-- begin Data lines --

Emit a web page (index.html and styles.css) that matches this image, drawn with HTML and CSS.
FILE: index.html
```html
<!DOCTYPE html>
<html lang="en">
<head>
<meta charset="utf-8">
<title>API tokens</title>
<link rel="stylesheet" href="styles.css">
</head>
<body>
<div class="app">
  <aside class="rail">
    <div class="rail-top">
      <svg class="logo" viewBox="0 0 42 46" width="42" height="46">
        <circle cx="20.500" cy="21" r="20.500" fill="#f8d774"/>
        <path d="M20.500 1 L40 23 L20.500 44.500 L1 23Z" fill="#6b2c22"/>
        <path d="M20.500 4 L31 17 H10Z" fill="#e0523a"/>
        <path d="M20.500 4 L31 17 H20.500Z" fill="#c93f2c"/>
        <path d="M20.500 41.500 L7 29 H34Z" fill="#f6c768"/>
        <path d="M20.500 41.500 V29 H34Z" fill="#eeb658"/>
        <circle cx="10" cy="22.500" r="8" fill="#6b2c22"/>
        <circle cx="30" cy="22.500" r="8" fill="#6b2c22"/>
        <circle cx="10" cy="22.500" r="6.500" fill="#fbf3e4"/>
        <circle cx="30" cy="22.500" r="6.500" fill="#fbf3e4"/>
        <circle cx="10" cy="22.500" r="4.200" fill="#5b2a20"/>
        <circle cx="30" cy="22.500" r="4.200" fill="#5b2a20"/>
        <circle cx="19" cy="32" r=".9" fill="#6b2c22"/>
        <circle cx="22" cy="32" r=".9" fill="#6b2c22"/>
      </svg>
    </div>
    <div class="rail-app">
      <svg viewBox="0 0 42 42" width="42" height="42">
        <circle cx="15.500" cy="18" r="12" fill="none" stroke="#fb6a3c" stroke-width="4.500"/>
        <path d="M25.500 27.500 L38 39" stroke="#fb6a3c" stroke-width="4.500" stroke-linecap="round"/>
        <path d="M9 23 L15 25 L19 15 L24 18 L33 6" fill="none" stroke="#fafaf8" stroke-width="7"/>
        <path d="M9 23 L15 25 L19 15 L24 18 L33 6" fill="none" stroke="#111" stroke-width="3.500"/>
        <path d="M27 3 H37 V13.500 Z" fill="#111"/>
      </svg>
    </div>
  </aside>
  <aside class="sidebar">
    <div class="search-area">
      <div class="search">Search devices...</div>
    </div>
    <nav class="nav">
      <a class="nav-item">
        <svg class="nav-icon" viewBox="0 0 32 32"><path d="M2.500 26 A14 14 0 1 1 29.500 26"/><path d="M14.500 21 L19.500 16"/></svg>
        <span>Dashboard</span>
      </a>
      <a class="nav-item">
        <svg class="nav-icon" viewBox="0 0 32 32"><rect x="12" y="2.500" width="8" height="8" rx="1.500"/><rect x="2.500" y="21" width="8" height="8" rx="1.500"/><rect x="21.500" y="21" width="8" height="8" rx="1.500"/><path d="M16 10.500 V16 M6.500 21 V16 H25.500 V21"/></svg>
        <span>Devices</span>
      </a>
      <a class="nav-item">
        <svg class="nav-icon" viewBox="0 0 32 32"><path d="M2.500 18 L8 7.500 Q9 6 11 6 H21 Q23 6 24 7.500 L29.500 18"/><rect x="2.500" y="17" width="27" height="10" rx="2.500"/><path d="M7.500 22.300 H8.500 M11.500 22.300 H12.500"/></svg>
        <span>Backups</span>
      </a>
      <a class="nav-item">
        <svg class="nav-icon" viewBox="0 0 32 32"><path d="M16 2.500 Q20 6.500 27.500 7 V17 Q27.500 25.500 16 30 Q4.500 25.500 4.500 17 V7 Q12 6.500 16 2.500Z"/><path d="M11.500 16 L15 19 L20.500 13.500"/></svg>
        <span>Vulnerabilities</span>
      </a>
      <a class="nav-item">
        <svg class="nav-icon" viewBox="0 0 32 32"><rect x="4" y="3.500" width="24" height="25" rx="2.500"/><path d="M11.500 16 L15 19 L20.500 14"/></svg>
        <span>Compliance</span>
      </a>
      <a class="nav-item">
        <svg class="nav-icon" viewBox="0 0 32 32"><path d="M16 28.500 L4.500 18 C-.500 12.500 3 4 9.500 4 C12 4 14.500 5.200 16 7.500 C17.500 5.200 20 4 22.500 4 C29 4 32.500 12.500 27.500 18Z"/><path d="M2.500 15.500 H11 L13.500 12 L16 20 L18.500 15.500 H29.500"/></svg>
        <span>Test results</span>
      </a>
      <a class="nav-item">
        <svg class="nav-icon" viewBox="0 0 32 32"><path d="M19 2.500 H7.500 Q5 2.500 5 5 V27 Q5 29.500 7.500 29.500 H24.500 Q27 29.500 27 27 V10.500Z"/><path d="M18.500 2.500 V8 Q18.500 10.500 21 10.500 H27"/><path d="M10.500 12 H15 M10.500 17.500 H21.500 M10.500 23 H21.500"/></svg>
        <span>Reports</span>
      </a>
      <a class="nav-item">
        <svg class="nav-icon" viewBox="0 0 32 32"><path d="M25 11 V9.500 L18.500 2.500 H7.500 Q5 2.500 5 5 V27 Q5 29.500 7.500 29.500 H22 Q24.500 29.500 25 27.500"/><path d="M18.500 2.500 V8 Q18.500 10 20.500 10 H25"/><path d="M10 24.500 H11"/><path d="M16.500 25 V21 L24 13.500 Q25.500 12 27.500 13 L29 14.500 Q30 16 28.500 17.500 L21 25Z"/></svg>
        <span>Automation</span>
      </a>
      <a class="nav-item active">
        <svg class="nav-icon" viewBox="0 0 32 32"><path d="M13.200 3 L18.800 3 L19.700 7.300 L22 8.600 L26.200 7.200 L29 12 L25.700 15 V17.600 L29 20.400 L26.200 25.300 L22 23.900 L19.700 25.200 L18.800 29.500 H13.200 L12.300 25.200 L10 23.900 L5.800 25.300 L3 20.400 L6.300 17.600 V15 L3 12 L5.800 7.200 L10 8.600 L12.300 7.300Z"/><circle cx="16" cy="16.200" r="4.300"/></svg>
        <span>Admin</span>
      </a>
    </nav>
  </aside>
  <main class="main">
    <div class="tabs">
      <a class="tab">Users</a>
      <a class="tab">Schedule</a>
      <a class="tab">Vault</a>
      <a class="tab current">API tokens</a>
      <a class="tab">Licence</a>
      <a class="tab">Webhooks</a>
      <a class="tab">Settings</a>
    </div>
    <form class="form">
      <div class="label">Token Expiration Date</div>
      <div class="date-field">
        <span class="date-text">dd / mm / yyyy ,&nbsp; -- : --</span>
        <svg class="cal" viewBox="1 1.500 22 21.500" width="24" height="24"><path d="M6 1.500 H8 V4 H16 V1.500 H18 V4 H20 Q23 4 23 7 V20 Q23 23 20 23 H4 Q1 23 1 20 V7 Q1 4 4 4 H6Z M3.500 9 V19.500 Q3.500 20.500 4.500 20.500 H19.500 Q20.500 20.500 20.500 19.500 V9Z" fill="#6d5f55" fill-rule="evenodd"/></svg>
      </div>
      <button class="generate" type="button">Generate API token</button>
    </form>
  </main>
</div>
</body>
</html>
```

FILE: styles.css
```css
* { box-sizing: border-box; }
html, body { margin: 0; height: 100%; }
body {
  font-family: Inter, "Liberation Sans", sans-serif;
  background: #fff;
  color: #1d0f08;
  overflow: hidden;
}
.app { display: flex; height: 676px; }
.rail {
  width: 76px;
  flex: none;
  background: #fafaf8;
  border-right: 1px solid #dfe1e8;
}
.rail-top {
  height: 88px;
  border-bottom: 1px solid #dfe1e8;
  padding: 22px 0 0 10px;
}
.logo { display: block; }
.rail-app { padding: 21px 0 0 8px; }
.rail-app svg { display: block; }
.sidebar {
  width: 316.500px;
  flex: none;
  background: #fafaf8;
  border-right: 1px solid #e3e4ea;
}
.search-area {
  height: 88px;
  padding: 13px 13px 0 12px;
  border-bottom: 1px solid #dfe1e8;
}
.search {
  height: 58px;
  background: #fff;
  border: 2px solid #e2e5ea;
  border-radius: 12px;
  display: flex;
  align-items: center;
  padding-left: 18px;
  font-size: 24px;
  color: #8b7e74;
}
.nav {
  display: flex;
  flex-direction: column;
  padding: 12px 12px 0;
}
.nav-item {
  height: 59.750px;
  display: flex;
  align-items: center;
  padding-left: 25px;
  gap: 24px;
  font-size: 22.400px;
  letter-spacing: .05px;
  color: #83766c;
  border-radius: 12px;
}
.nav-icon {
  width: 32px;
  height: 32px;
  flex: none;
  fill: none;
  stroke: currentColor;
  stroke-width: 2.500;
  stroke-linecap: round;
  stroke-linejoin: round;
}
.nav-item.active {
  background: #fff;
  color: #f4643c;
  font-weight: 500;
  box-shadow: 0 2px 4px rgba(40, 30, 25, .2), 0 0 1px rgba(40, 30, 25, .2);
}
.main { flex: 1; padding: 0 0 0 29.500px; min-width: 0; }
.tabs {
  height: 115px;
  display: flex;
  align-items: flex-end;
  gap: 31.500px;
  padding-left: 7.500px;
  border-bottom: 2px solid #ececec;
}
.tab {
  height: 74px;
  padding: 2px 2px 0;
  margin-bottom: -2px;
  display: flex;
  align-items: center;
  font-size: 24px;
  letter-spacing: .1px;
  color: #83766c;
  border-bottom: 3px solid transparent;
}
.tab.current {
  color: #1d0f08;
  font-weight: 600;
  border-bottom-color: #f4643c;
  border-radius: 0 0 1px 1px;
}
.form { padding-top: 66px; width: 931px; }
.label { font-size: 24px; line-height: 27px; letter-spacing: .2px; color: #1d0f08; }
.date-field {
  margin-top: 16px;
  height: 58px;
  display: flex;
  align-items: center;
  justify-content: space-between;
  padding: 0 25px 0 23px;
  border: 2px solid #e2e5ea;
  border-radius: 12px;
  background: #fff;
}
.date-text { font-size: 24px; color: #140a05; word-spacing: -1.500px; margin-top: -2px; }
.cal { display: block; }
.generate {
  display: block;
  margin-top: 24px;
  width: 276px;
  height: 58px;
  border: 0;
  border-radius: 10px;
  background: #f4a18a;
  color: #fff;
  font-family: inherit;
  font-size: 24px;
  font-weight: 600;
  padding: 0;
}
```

-- end Data lines --

■ **Exercise**: Copy out the lines that hold "styles".

■ **Complete output**:
Emit a web page (index.html and styles.css) that matches this image, drawn with HTML and CSS.
<link rel="stylesheet" href="styles.css">
FILE: styles.css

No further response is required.